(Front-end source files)
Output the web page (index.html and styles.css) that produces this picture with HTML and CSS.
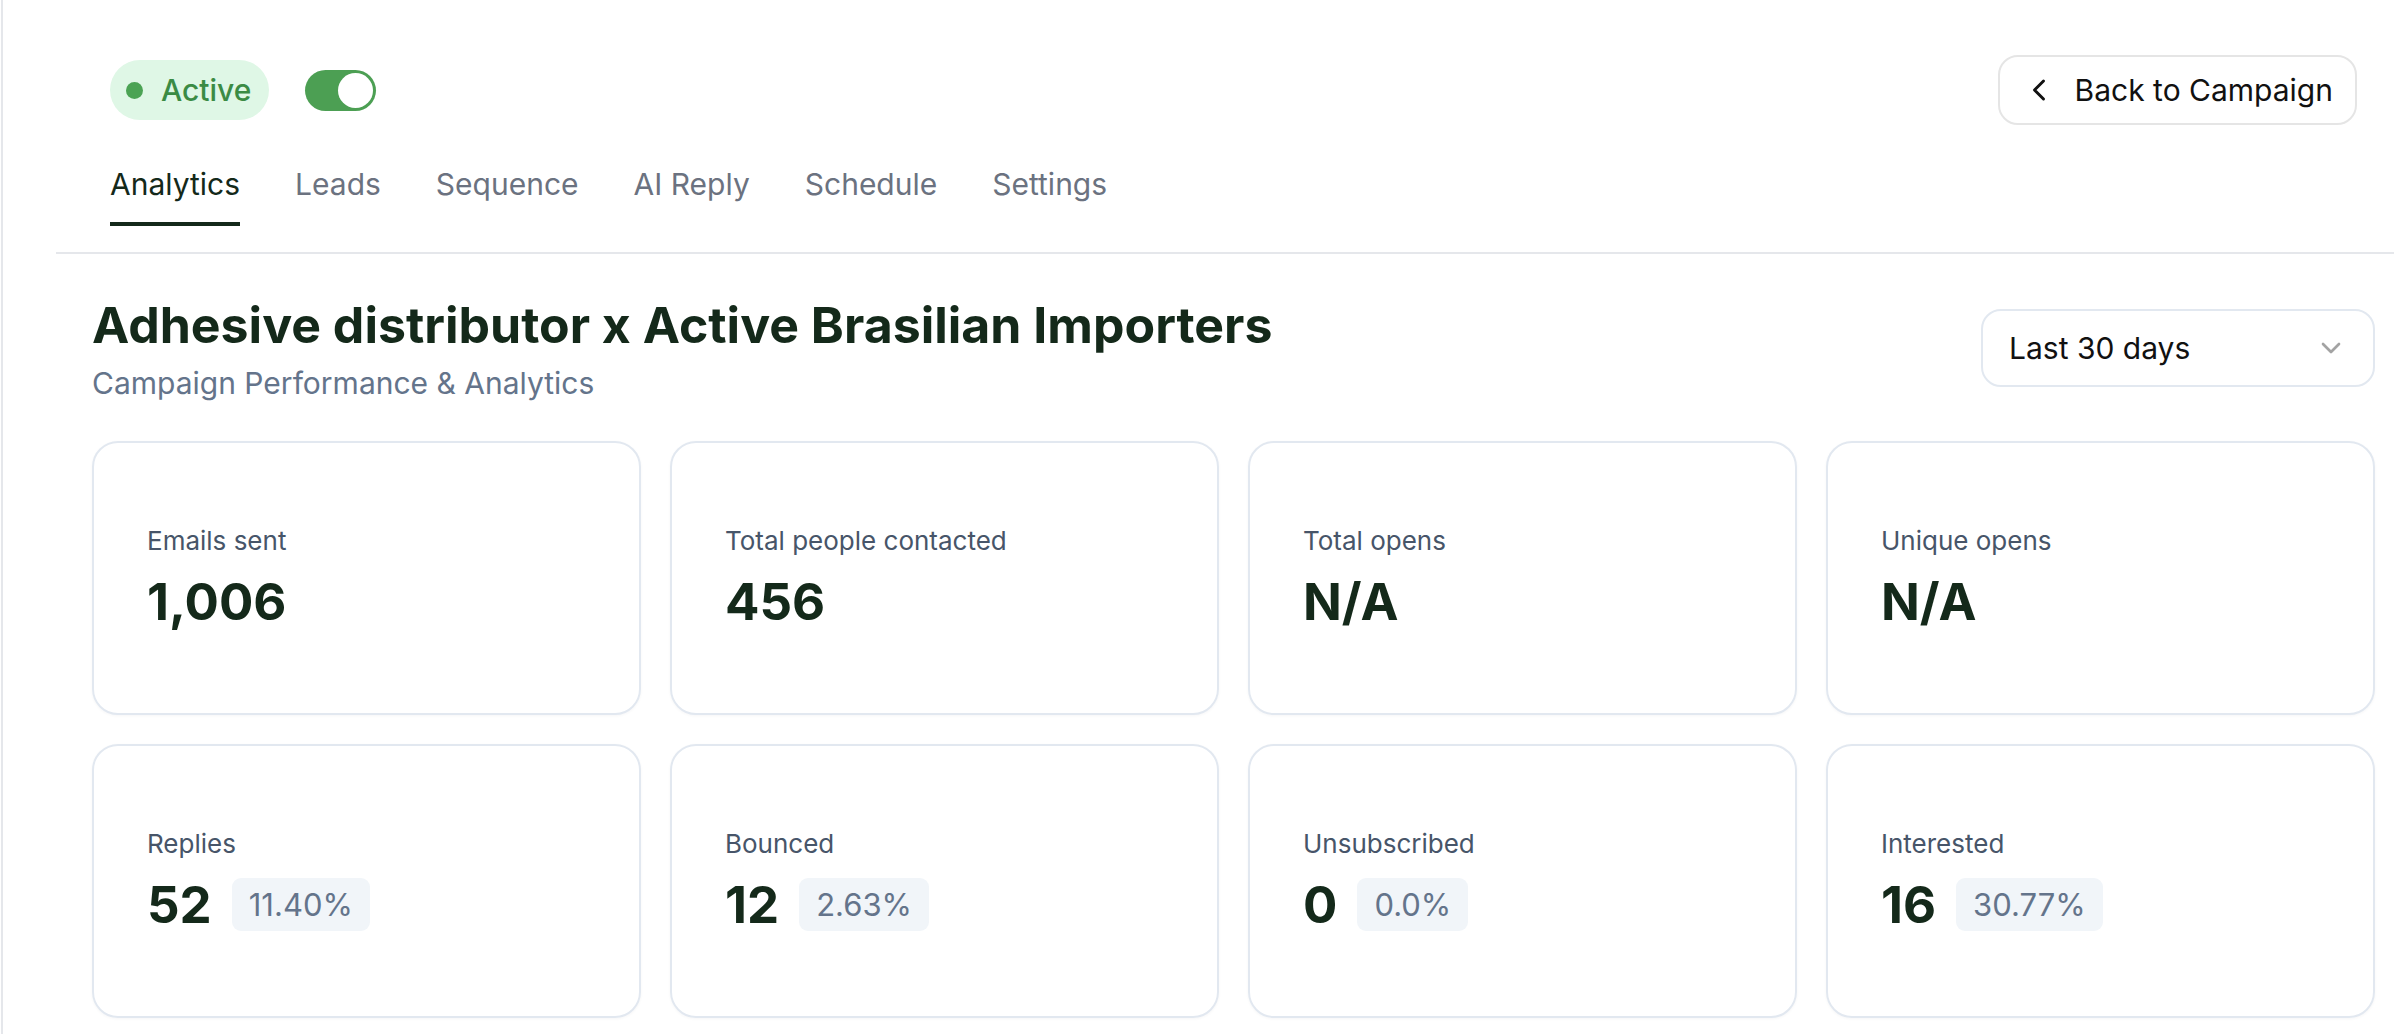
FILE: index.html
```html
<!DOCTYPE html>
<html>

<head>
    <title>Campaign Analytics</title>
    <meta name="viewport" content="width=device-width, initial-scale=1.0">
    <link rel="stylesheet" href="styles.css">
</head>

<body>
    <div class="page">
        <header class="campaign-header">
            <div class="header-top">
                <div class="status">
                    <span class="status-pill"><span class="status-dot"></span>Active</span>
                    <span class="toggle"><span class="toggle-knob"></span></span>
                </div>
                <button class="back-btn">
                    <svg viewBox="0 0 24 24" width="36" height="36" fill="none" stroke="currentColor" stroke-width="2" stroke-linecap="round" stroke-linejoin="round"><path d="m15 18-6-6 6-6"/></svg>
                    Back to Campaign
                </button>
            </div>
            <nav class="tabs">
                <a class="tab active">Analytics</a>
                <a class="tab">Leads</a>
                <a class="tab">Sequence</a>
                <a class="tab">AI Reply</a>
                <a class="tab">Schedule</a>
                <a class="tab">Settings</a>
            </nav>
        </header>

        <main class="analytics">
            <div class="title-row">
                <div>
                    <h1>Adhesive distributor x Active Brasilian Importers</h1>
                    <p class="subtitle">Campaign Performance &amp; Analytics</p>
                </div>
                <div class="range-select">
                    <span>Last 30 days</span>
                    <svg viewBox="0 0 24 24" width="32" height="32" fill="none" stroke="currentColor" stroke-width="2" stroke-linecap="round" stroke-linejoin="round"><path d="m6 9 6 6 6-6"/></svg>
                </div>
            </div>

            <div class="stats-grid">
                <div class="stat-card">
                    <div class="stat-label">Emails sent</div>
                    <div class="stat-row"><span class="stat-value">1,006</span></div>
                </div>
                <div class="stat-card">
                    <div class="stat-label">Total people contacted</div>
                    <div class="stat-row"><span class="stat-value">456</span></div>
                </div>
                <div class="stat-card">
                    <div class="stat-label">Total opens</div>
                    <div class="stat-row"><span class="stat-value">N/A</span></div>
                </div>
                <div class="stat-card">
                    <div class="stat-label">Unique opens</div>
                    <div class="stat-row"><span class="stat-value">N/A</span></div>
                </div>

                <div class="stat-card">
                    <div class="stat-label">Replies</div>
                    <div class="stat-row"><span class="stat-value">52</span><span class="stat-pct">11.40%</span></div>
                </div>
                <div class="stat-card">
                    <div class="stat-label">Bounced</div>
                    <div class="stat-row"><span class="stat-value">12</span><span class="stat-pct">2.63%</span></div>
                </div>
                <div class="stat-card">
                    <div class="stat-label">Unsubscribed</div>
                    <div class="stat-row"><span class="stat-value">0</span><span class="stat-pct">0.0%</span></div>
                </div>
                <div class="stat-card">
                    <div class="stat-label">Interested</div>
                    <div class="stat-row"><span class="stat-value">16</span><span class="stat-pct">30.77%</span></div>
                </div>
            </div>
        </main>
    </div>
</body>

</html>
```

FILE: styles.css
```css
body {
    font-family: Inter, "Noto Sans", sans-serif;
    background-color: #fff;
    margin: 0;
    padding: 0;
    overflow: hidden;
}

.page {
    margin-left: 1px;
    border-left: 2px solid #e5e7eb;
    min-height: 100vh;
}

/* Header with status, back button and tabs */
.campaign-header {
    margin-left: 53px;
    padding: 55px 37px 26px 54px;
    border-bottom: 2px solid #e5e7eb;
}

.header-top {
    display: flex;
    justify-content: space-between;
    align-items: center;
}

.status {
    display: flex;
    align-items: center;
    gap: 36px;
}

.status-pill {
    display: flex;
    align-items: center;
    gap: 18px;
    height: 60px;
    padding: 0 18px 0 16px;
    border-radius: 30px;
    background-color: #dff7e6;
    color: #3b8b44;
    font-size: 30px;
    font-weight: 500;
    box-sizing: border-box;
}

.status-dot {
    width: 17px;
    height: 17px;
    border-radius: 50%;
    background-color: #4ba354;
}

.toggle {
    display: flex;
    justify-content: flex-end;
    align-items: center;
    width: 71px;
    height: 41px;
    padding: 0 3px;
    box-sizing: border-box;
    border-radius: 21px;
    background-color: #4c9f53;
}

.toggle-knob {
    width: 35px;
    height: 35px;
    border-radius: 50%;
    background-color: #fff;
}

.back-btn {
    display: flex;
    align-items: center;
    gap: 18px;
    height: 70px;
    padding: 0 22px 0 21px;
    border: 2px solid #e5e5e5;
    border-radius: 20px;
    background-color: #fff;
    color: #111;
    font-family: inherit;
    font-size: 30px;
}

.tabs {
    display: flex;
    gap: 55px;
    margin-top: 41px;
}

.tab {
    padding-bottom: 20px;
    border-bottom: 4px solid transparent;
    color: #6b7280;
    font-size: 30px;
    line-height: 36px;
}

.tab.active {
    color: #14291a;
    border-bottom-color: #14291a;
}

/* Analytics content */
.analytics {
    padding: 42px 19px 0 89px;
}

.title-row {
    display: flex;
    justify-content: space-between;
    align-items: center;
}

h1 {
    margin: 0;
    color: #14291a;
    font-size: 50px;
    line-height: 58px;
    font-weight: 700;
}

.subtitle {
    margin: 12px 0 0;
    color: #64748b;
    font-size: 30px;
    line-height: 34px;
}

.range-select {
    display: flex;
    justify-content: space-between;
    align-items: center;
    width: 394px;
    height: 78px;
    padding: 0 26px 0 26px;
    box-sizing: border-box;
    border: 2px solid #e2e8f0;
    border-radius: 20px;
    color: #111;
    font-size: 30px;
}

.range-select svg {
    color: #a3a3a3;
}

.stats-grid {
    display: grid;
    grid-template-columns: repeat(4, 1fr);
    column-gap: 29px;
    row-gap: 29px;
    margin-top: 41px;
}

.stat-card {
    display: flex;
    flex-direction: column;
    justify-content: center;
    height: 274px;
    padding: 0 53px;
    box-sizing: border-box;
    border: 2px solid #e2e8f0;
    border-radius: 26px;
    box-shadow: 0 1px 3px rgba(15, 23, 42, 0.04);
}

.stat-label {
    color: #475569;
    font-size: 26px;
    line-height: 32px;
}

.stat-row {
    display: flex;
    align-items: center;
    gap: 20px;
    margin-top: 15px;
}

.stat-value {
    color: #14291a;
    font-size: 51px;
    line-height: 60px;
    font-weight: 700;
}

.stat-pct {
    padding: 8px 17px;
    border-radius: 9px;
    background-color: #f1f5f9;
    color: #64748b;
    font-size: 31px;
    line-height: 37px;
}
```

---

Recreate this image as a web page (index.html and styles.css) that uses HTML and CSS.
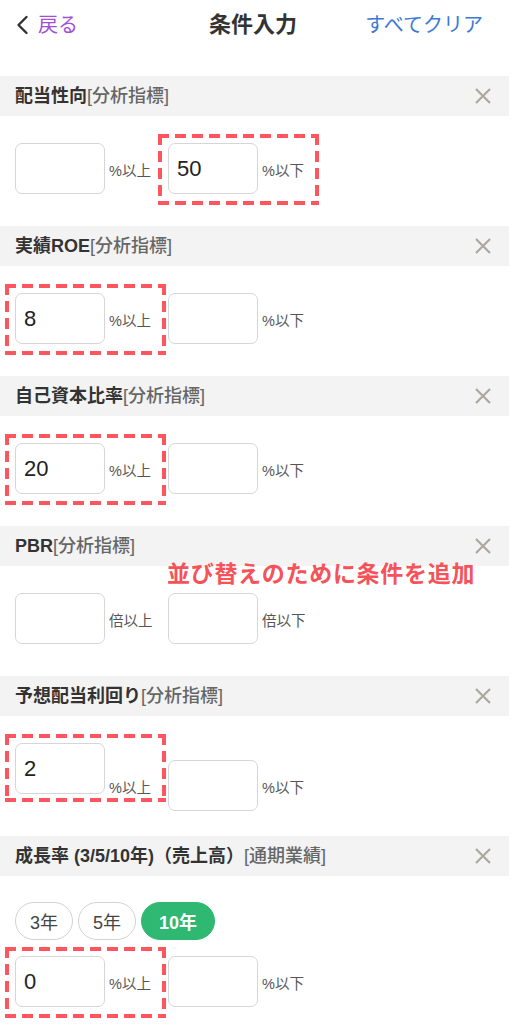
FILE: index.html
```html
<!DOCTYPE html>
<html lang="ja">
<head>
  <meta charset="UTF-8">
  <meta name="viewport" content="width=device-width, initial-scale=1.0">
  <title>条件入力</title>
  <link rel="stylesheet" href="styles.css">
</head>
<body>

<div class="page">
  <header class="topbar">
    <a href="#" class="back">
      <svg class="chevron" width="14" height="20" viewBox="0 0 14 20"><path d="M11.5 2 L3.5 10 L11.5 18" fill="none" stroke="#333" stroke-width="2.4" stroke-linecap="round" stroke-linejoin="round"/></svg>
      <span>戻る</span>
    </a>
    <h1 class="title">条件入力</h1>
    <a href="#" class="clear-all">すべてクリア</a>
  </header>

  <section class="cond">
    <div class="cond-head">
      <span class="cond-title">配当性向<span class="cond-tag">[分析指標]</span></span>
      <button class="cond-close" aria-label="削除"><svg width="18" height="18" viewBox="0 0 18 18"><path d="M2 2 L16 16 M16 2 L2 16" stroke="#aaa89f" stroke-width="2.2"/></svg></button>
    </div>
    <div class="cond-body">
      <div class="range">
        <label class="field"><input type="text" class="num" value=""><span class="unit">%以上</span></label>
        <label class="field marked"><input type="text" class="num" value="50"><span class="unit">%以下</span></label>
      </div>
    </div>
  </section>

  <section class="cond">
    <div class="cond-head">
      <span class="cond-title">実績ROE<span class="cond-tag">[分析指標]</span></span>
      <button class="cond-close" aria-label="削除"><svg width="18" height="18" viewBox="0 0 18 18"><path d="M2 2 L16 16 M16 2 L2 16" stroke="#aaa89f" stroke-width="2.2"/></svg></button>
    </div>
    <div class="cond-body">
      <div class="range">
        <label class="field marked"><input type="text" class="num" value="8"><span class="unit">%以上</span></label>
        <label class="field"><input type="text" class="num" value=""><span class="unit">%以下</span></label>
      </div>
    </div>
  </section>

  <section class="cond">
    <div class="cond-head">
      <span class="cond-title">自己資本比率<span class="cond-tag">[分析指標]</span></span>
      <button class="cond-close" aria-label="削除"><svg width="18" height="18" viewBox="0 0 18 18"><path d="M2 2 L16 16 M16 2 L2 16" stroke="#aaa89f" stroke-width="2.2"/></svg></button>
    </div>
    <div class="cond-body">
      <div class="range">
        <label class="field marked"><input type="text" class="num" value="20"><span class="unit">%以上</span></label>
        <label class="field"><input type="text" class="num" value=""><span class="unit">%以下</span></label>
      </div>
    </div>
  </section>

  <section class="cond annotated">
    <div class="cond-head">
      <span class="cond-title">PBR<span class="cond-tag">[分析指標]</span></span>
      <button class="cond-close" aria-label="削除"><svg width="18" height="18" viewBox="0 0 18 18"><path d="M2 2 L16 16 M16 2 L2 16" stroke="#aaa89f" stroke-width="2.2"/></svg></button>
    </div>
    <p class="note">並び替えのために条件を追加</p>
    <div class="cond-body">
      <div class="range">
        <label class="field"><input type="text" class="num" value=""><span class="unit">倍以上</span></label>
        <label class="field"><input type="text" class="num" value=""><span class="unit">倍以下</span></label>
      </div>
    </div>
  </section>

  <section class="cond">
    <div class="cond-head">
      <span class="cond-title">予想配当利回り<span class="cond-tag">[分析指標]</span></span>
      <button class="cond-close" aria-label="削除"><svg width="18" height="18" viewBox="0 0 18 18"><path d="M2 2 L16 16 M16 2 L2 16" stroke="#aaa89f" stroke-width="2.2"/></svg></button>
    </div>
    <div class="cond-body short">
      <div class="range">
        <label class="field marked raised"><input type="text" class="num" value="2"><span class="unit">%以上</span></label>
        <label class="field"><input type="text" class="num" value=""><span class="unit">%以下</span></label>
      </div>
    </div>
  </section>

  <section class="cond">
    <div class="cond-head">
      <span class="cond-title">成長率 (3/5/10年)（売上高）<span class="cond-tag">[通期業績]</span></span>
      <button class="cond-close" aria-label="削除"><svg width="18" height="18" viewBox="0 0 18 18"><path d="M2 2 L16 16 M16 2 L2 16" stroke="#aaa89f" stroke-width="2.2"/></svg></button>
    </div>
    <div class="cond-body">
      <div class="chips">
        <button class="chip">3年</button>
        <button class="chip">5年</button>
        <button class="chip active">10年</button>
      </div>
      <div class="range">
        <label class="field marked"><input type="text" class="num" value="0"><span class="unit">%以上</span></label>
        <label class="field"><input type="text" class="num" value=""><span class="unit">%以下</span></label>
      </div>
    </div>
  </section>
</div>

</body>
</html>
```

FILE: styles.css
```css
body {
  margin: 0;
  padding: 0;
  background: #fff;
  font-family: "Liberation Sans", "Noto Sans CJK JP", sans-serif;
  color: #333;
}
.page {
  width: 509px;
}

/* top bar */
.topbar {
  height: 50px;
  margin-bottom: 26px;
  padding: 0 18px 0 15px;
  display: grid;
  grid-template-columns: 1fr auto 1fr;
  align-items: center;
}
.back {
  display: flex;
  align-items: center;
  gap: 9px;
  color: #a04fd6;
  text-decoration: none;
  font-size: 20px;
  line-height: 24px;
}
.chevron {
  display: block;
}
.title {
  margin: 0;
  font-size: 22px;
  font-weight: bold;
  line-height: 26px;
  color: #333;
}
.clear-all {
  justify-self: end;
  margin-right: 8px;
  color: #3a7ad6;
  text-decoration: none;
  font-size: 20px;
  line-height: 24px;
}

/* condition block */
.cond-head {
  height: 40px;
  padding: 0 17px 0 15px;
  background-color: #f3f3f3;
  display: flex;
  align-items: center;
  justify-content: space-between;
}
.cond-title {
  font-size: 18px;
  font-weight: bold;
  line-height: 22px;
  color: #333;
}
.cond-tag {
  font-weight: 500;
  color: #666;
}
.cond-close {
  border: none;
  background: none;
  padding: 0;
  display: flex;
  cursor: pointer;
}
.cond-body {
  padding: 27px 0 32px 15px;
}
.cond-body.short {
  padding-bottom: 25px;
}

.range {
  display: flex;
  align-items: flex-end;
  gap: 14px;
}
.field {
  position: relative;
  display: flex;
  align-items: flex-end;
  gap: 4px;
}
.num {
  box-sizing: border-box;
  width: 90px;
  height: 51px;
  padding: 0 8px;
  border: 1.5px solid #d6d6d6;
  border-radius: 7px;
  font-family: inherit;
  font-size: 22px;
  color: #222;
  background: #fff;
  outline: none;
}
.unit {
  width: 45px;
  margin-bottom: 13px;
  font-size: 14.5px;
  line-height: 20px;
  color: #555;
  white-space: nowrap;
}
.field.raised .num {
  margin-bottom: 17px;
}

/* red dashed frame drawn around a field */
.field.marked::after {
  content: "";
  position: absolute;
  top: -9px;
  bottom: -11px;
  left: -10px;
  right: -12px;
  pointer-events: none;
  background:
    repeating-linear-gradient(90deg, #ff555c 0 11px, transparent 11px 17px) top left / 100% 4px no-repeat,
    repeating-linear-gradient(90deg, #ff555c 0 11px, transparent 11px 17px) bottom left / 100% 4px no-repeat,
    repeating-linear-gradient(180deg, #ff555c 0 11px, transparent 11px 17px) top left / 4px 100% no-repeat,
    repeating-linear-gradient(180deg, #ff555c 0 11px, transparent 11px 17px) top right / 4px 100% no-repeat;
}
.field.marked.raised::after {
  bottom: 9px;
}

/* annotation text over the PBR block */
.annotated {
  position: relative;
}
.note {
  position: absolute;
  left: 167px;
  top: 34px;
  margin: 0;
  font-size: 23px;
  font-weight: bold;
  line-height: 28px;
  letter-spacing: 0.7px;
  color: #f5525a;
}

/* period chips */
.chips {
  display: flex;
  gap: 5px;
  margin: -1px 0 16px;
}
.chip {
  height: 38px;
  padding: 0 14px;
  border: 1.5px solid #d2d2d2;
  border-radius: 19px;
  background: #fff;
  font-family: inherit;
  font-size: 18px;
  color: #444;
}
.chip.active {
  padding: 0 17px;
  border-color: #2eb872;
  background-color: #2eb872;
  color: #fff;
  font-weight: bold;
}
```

◆ Aim ◆
Look through the entries above; copy each line where the string "with" appears.

◆ Result ◆
Output the web page (index.html and styles.css) that produces this picture with HTML and CSS.
/* Header with status, back button and tabs */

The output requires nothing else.